Now I have dug out the paper on Psychomanteum research that seemed to show a correlation between apparitional experience periods and unusual environmental conditions (see post 8) I won't invoke it here though, cos I want Campermon to have a chance to read the full paper, so I will pass it on. I'm not convinced that pirates and global warming explains it away, but with the full data Campermon might be able to think of another reasonable cause. So moving on, last time I promised to invoke the Great Richard Wiseman and use his research to argue for my "ghosts". (This is a bit like using Dawkins to argue for Catholicism in most peoples eyes...)

I cited at the end of post 8 three papers by Wiseman et al,and invited people to read them. The full texts are
available here --

http://www.richardwiseman.com/research/ghosts.html
http://www.richardwiseman.com/research/ghosts2.html
http://www.richardwiseman.com/research/ghosts3.htm


Now let's be fair: most people probably don't have the time, but you can at least check what I am saying, and be certain there is no jiggery pokery or quote mining going down from me here. Now the first one links to some famous papers, including Vic Tandy on infrasound, but I feel that subsequent research has pretty firmly debunked much that has been written about that as a cause for hauntings. Variable magnetic fields seem popular too; the point is that there may well be some environmental stimuli that causes people to have this experience. I'm guessing without reading back I covered this in depth earlier in the debate: if not I'm happy to get involved in the peanut thread, but I spent much of the 1990's looking for a naturalistic environmental cause for the "ghost" experience. I ruled out a lot of options, that is true, and while those more technically proficient than me have taken it much further, I like to think I did some useful work in reducing the hypotheses that remain viable. I never experimented with recording infrasound or gauss levels, because the equipment and calibration required is expensive and time recording, but that is what Wiseman et al did. So page one introduce major themes - oh and links to McCues paper which I like cos it cites me :)

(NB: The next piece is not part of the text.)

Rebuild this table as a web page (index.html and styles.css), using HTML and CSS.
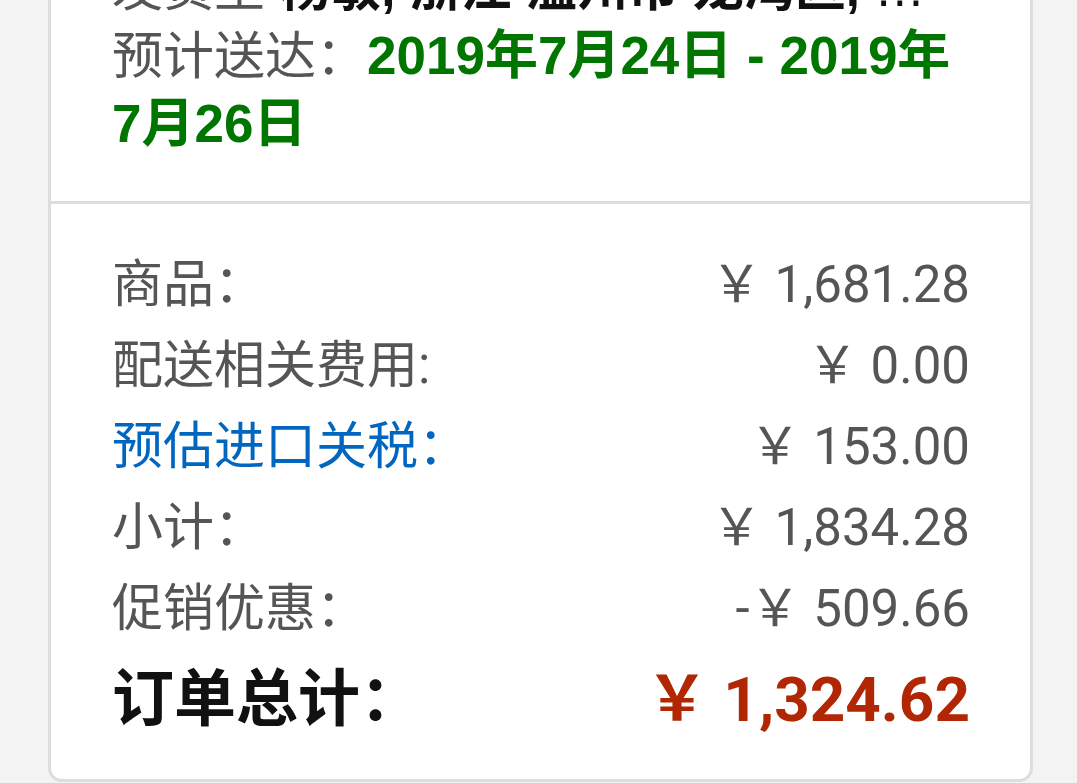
FILE: index.html
```html
<!DOCTYPE html>
<html lang="zh-CN">
<head>
<meta charset="utf-8">
<title>订单摘要</title>
<link rel="stylesheet" href="styles.css">
</head>
<body>
<div class="card">
  <div class="delivery">
    <div class="ship"><span class="ship-label">发货至</span> <span class="ship-addr">杨敏, 浙江 温州市 龙湾区, 浙江省温州市龙湾区永中街道</span></div>
    <div class="eta"><span class="eta-label">预计送达：</span><span class="eta-date">2019年7月24日 - 2019年<wbr>7月26日</span></div>
  </div>
  <div class="summary">
    <div class="row"><span class="label">商品：</span><span class="value">￥ 1,681.28</span></div>
    <div class="row"><span class="label">配送相关费用:</span><span class="value">￥ 0.00</span></div>
    <div class="row"><span class="label link">预估进口关税：</span><span class="value">￥ 153.00</span></div>
    <div class="row"><span class="label">小计：</span><span class="value">￥ 1,834.28</span></div>
    <div class="row"><span class="label">促销优惠：</span><span class="value">-￥ 509.66</span></div>
    <div class="row total"><span class="label">订单总计：</span><span class="value">￥ 1,324.62</span></div>
  </div>
</div>
</body>
</html>
```
FILE: styles.css
```css
html, body {
  margin: 0;
  padding: 0;
  background: #f3f3f3;
  overflow: hidden;
}

.card {
  box-sizing: border-box;
  width: 985px;
  margin: -48px 44px 0 48px;
  background: #ffffff;
  border: 3px solid #dddddd;
  border-radius: 0 0 14px 14px;
}

.delivery {
  padding: 0 61px 44px 61px;
  border-bottom: 3px solid #dddddd;
  font-family: "Liberation Sans", "Noto Sans CJK SC", sans-serif;
  font-size: 53px;
  line-height: 67px;
}

.ship {
  white-space: nowrap;
  overflow: hidden;
  text-overflow: ellipsis;
  color: #111111;
  font-size: 51px;
}

.ship-label {
  color: #555555;
}

.ship-addr {
  font-weight: bold;
}

.eta-label {
  color: #555555;
  font-size: 51px;
}

.eta-date {
  color: #007600;
  font-weight: bold;
  word-break: keep-all;
}

.summary {
  padding: 40px 60px 29px 61px;
  font-family: Roboto, "Noto Sans CJK SC", sans-serif;
  font-size: 51px;
  color: #555555;
}

.row {
  display: flex;
  justify-content: space-between;
  align-items: center;
  height: 81px;
}

.label,
.value {
  line-height: 1;
  white-space: nowrap;
}

.link {
  color: #0066c0;
}

.total {
  height: 101px;
  font-size: 62px;
  font-weight: bold;
}

.total .label {
  color: #111111;
}

.total .value {
  color: #b12704;
}
```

Anyway let's move on: page 2 links to something rather more interesting, Wiseman et al's research at Hampton Court Palace. Now the technical set up they employed has been critiqued as somewhat inadequate, but overall the research is sound. Let's quote a bit to save you having to leave this page

The study involved over 600 members of the public walking through certain areas of the Palace and noting down their
location whenever they experienced any unusual phenomena. At night, a wide range of monitoring equipment (including
thermal imagers and electromagnetic sensors) were placed in these locations to monitor the environment.

Results revealed that:

- people consistently experienced unusual sensations in certain locations

- people who believed in the existence of ghosts reported more experiences than disbelievers

- some of these experiences were caused by natural phenomena, such as subtle draughts and changes in air
temperature.

- there was some tentative evidence linking the locations in which participants reported their experiences with
certain types of geomagnetic activity.


Now I recommend downloading the papers. Here is the BJP one.
http://www.richardwiseman.com/resources ... ntings.pdf

Now let's look at the Journal of Parapsychology one
http://www.richardwiseman.com/resources/hampton.pdf

Let's assume you have lives: just read the last paragraph of each for now. It is a write up of the same data, the same experiment, by the same authors, but the first was published in a mainstream psychology journal, the second in a peer reviewed parapsychology journal. I don't know if you can detect any subtle differences in tone, but one thing is interesting: suggestibility does not explain the fact that people consistently selected the same "haunted" spots, without knowing where they are supposed to be. Yet no consistent environmental cues were detected: and while Braithwaite has critiqued the monitoring equipment, no strong evidence for magnetic fields or other environmental factors was discovered.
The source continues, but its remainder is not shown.